Unlike Fusion Tables, My Maps won't automatically create a map based off of the latitude and longitude columns and will prompt you to confirm which columns to use:
The result is a mapping interface more geared toward the average consumer who needs to make a custom map. There's more tools for styling the map but (I'm assuming) less support for the kinds of huge datasets that Fusion Tables can manage:
If CSV is truly a portable data format, then there's no reason to stick with Google's family of tools. Let's try CartoDB, a popular geodata visualization tool.
In the CartoDB dashboard, select the Connect dataset tab.
You can upload the earthquakes data you've downloaded.
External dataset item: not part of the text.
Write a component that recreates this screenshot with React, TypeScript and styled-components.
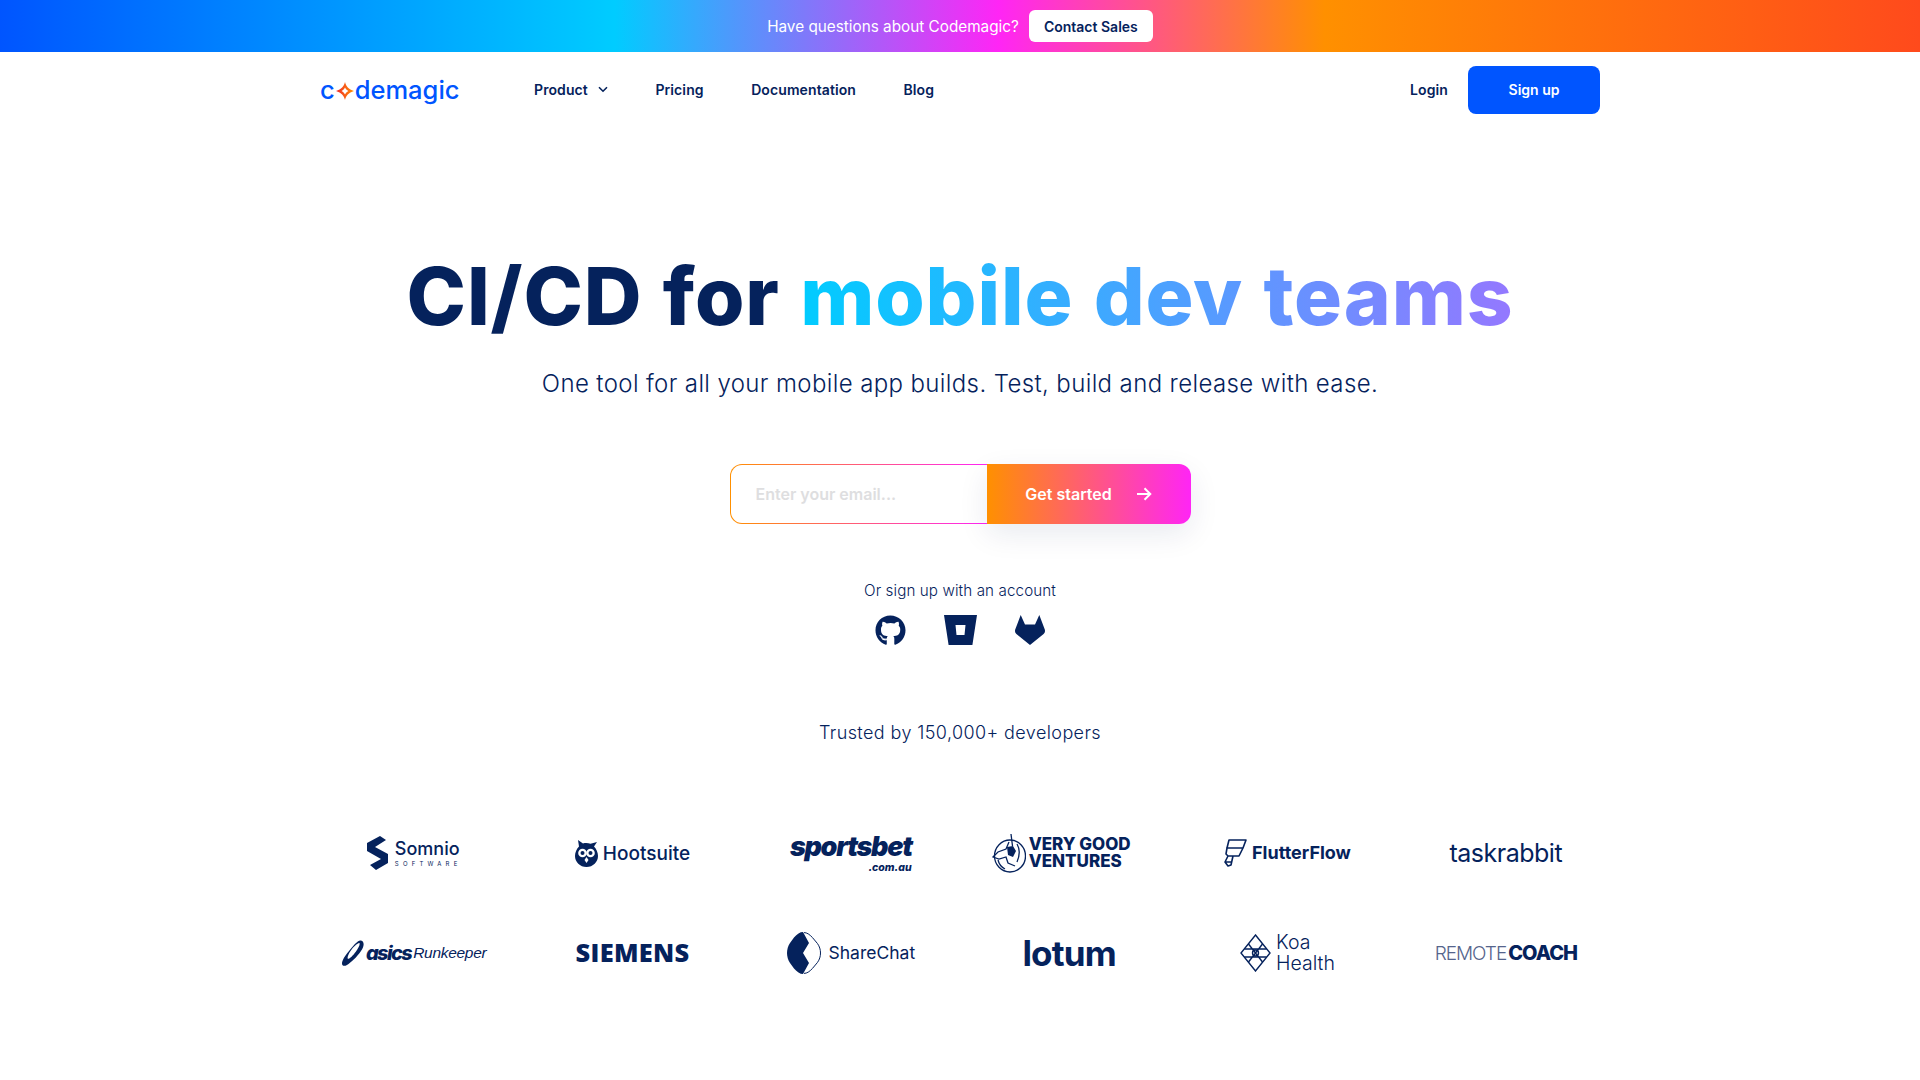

Or you could use the option to paste in a URL; here's the URL for All Earthquakes, Past 30 Days:
After the dataset has been uploaded, CartoDB should take you to a map view:
CartoDB is geared specifically toward making interactive, animated data maps. I'm not familiar with all of its options and tools so I won't go into detail as you can look at their tutorials yourself. But since the earthquake data has a time column, it makes sense to try out CartoDB's "torque" map, which you can try out by clicking the "wizards" button in the sidebar:
Here's the CartoDB page for that map.
If you're not a front-end programmer or designer, the good news is that there's a variety of sophisticated, user-friendly software that can produce great visualizations. But they need you, the user, to provide the data.
Finding that data, understanding its structure, and wrangling it into spreadsheet form is ultimately the hard and painful work of the data journalist. But it's important to remember, during the grind and suffering of data wrangling, that when the data wrangling is done, you have a vast array of applications that can then build something interesting and valuable.